At present, the bad guys are still winning, and this, according to Mr. Judis, is very bad indeed. Congress fritters away erstwhile opportunities to reform itself and "invest" in education, health care, and transportation because it is beholden to special (as opposed to public) interests. Meanwhile, the American people suffer through the longest peacetime economic expansion in the history of the nation.
In this book, legislative debates are never about legitimate disagreements over policy. Rather, they are about leveraging power between the people and corporate interests. By and large, Republicans favor the latter, and Democrats support the people. Time and again, Mr. Judis simplifies legitimate arguments to fit this bipolar narrative.
Take, for example, the issue of campaign finance reform. Despite overwhelming public pressure to "reform," Mr. Judis writes, our lawmakers persist in doing nothing.

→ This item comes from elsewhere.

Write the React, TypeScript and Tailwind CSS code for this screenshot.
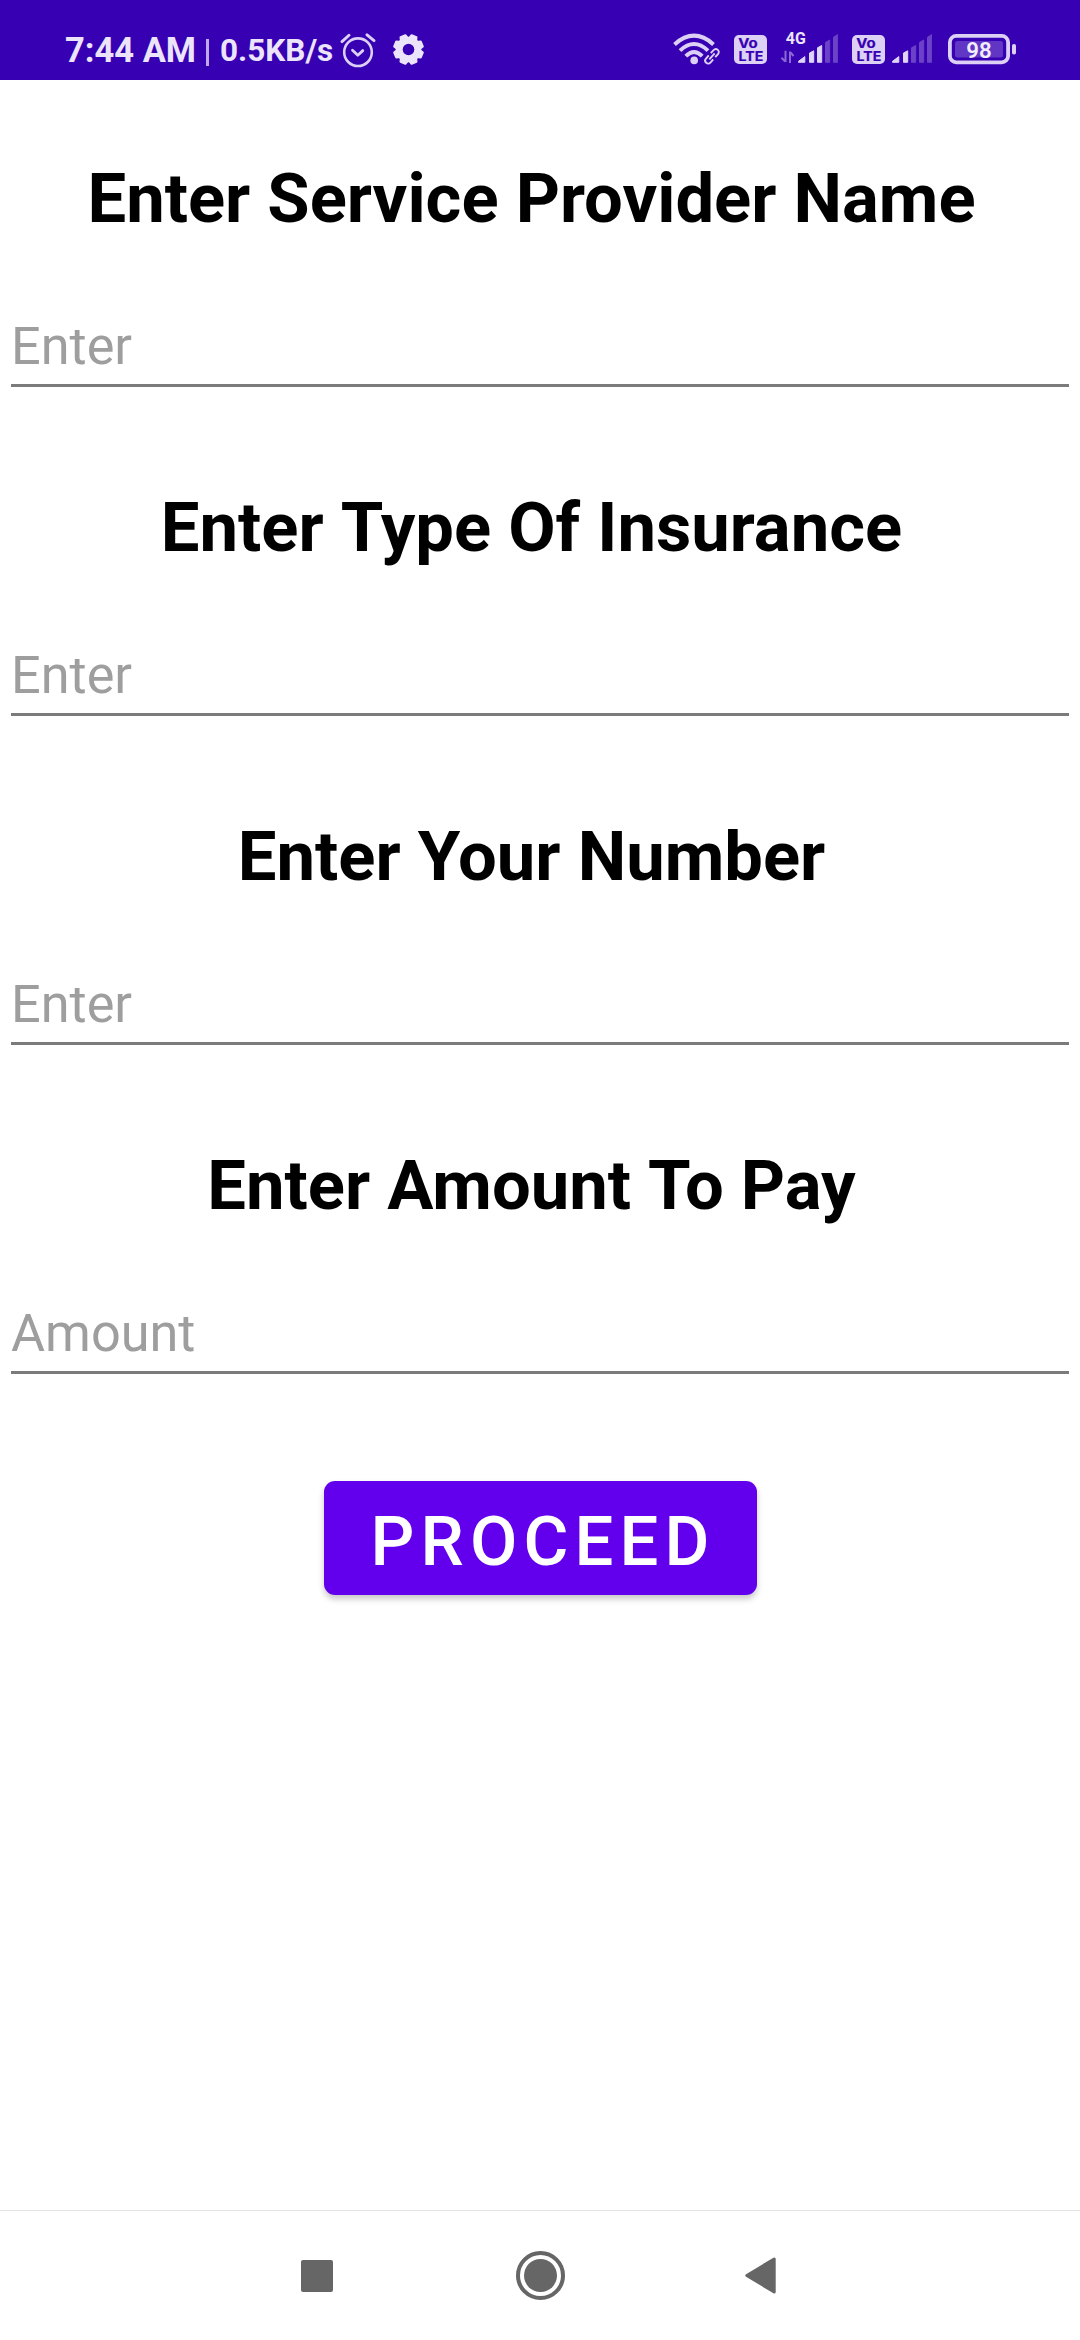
import type { ReactNode } from "react";

const fields = [
  { title: "Enter Service Provider Name", hint: "Enter" },
  { title: "Enter Type Of Insurance", hint: "Enter" },
  { title: "Enter Your Number", hint: "Enter" },
  { title: "Enter Amount To Pay", hint: "Amount" },
];

function AlarmIcon() {
  return (
    <svg className="ml-[7px] h-[36px] w-[36px] shrink-0" viewBox="0 0 36 36" fill="none" stroke="#dcd0f5" strokeLinecap="round" strokeLinejoin="round">
      <circle cx="18" cy="19.2" r="13.8" strokeWidth="2.6" />
      <path d="M12.5 17.2l5.3 5 5-4.6" strokeWidth="2.8" />
      <path d="M2 8.6l7-6.4M34 7.6l-7-5.8" strokeWidth="2.9" />
    </svg>
  );
}

function GearIcon() {
  return (
    <svg className="mt-[1px] ml-[17px] h-[31px] w-[31px] shrink-0" viewBox="-15.5 -15.5 31 31">
      <g fill="#ece4fb">
        {[0, 45, 90, 135, 180, 225, 270, 315].map((angle) => (
          <path key={angle} transform={`rotate(${angle + 22.5})`} d="M-5-10L-3.6-14.8Q-3.3-15.4-2.6-15.4L2.6-15.4Q3.3-15.4 3.6-14.8L5-10Z" />
        ))}
        <circle r="12.8" />
      </g>
      <circle r="5.8" fill="#3700b3" />
    </svg>
  );
}

function WifiIcon() {
  return (
    <svg className="h-[32px] w-[48px] shrink-0" viewBox="0 0 48 32" fill="none" stroke="#dcd0f5">
      <path d="M1.5 11.4Q21 -6 40.5 11.4" strokeWidth="4" />
      <path d="M7 17.6Q21 4.4 35 17.6" strokeWidth="4" />
      <path d="M12.8 23.2Q21 15 29.2 23.2" strokeWidth="4" />
      <circle cx="21.2" cy="27.4" r="3.8" fill="#dcd0f5" stroke="none" />
      <g transform="translate(39 23.3) rotate(-48)" strokeWidth="1.9">
        <path d="M-1.5 -3H-5.7A3 3 0 0 0 -5.7 3H-1.5" />
        <path d="M1.5 -3H5.7A3 3 0 0 1 5.7 3H1.5" />
        <path d="M-4 0H4" />
      </g>
    </svg>
  );
}

function VolteBadge({ className }: { className: string }) {
  return (
    <svg className={`h-[29px] w-[33px] shrink-0 ${className}`} viewBox="0 0 33 29">
      <rect width="33" height="29" rx="5" fill="#dcd0f5" />
      <g fill="#3700b3" stroke="#3700b3" strokeWidth="0.2" fontFamily="Inter, sans-serif" fontWeight="700">
        <text x="4.3" y="12.8" fontSize="13" textLength="19.4" lengthAdjust="spacingAndGlyphs">Vo</text>
        <text x="4.6" y="25.8" fontSize="13.2" textLength="24.6" lengthAdjust="spacingAndGlyphs">LTE</text>
      </g>
    </svg>
  );
}

function SignalBars({ active, className = "" }: { active: number; className?: string }) {
  const bars = [
    "M.5 28.3V27.3L6.8 22.6V28.3Z",
    "M11.5 28.3V19L15.7 16.8V28.3Z",
    "M19.5 28.3V13.8L23.7 11.5V28.3Z",
    "M27.5 28.3V8.4L31.7 6V28.3Z",
    "M35.5 28.3V3.2L39.7 .6V28.3Z",
  ];
  return (
    <svg className={`h-[29px] w-[40px] shrink-0 ${className}`} viewBox="0 0 40 29">
      {bars.map((d, i) => (
        <path key={d} d={d} fill={i < active ? "#dfd5f6" : "#6c42c8"} stroke={i < active ? "#dfd5f6" : "#6c42c8"} strokeWidth="1" strokeLinejoin="round" />
      ))}
    </svg>
  );
}

function MobileData() {
  return (
    <svg className="-mt-[5px] ml-[13px] h-[37px] w-[30px] shrink-0" viewBox="0 -5 30 37">
      <text x="5.8" y="11" fontFamily="Roboto, sans-serif" fontWeight="700" fontSize="16" fill="#ece4fb" textLength="20" lengthAdjust="spacingAndGlyphs">4G</text>
      <path d="M5.5 17.8V29M1.5 24.8L5.2 28.5M10 30V18.6M10 19L13.6 23" fill="none" stroke="#8b68d4" strokeWidth="2" />
    </svg>
  );
}

function Battery() {
  return (
    <svg className="mt-[1px] ml-[16px] h-[31px] w-[69px] shrink-0" viewBox="0 0 69 31">
      <rect x="1.9" y="1.9" width="58.2" height="26.4" rx="6.4" fill="none" stroke="#dcd0f5" strokeWidth="3.8" />
      <rect x="7" y="7" width="48" height="16.4" rx="2.5" fill="#6236c4" />
      <rect x="64" y="10" width="4" height="10.5" rx="1.8" fill="#dcd0f5" />
      <text x="18.3" y="23.6" fontFamily="Roboto, sans-serif" fontWeight="600" fontSize="22.5" fill="#f3eefd" textLength="25.4" lengthAdjust="spacingAndGlyphs">98</text>
    </svg>
  );
}

function StatusBar() {
  return (
    <header className="flex h-20 items-start bg-[#3700b3] pt-[33px] pr-[63px] pl-[65px] text-[#ece4fb]">
      <div className="flex items-start whitespace-nowrap">
        <span className="-mt-[3px] w-[141px] text-[34.5px] leading-[40px] font-bold">7:44 AM</span>
        <span className="mt-[6px] h-[27px] w-[3px] bg-[#bfa9ea]" />
        <span className="-mt-[2px] ml-[11px] w-[113px] text-[31.5px] leading-[40px] font-bold">0.5KB/s</span>
        <AlarmIcon />
        <GearIcon />
      </div>
      <div className="ml-auto flex items-start">
        <WifiIcon />
        <VolteBadge className="mt-[2px] ml-[13px]" />
        <MobileData />
        <SignalBars active={3} className="-ml-[12px] mt-[1px]" />
        <VolteBadge className="mt-[2px] ml-[14px]" />
        <SignalBars active={2} className="mt-[1px] ml-[7px]" />
        <Battery />
      </div>
    </header>
  );
}

function Field({ title, hint }: { title: string; hint: string }) {
  return (
    <section className="h-[329px]">
      <h2 className="flex h-[80px] justify-center gap-[17.1px] pr-[17px] text-[68.75px] leading-[80px] font-bold whitespace-nowrap text-black">
        {title.split(" ").map((word) => (
          <span key={word}>{word}</span>
        ))}
      </h2>
      <div className="mx-[11px] mt-[76px] border-b-[3px] border-[#7b7b7b]">
        <input
          placeholder={hint}
          aria-label={title}
          className="block h-[69px] w-full bg-transparent pb-[7px] text-[52.25px] leading-[62px] outline-none placeholder:text-[#9e9e9e]"
        />
      </div>
    </section>
  );
}

function NavButton({ label, className = "", children }: { label: string; className?: string; children: ReactNode }) {
  return (
    <button aria-label={label} className={`flex h-[53px] w-[53px] items-center justify-center ${className}`}>
      {children}
    </button>
  );
}

function NavigationBar() {
  return (
    <nav className="flex h-[130px] items-center border-t border-[#e4e4e4] pl-[290px]">
      <NavButton label="Recents">
        <span className="h-[32px] w-[32px] rounded-[2px] bg-[#666666]" />
      </NavButton>
      <NavButton label="Home" className="ml-[171px]">
        <svg className="h-[49px] w-[49px] shrink-0" viewBox="0 0 49 49">
          <circle cx="24.5" cy="24.5" r="22.5" fill="none" stroke="#666" strokeWidth="4" />
          <circle cx="24.5" cy="24.5" r="16.5" fill="#666" />
        </svg>
      </NavButton>
      <NavButton label="Back" className="ml-[167px]">
        <svg className="h-[37px] w-[31px]" viewBox="0 0 31 37">
          <path d="M29.2 2V35L1.8 18.5Z" fill="#666" stroke="#666" strokeWidth="3" strokeLinejoin="round" />
        </svg>
      </NavButton>
    </nav>
  );
}

export default function App() {
  return (
    <div className="flex h-[2340px] w-[1080px] flex-col overflow-hidden bg-white font-[Roboto,sans-serif]">
      <StatusBar />
      <main className="flex flex-1 flex-col pt-[79px]">
        {fields.map((field) => (
          <Field key={field.title} {...field} />
        ))}
        <button className="mt-[6px] h-[114px] w-[433px] self-center rounded-[11px] bg-[#6200ee] pt-[7px] pl-[6px] text-[68.75px] leading-[80px] font-medium tracking-[0.0892857em] text-white shadow-[0_4px_6px_rgba(0,0,0,0.22)]">
          PROCEED
        </button>
      </main>
      <NavigationBar />
    </div>
  );
}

He notes that "a September 1997 CNN/ Gallup poll showed that by a margin of 55 to 35 percent, Americans wanted campaign finance reform passed by the end of the year."
With such an overwhelming mandate, Mr. Judis posits, the only thing stopping them must have been the greedy hand of business. He neglects to mention that, when people are asked to rank issues by importance, campaign finance reform always finishes near the bottom. While people might have a moderately favorable opinion of such a reform, it is certainly not something that they demand.
Similarly, in the eyes of Mr. Judis, the defeat of the Clinton administration's plan to offer universal health care coverage came not from a reasoned policy debate nor from resistance to a massive, new government entitlement. Instead, Mr. Judis writes, "the defeat of Clinton's health care plan was sparked by conservative political operatives and politicians who had little knowledge of or interest in health care legislation, but who feared that through the passing of health care reform, Clinton would create a lasting Democratic majority."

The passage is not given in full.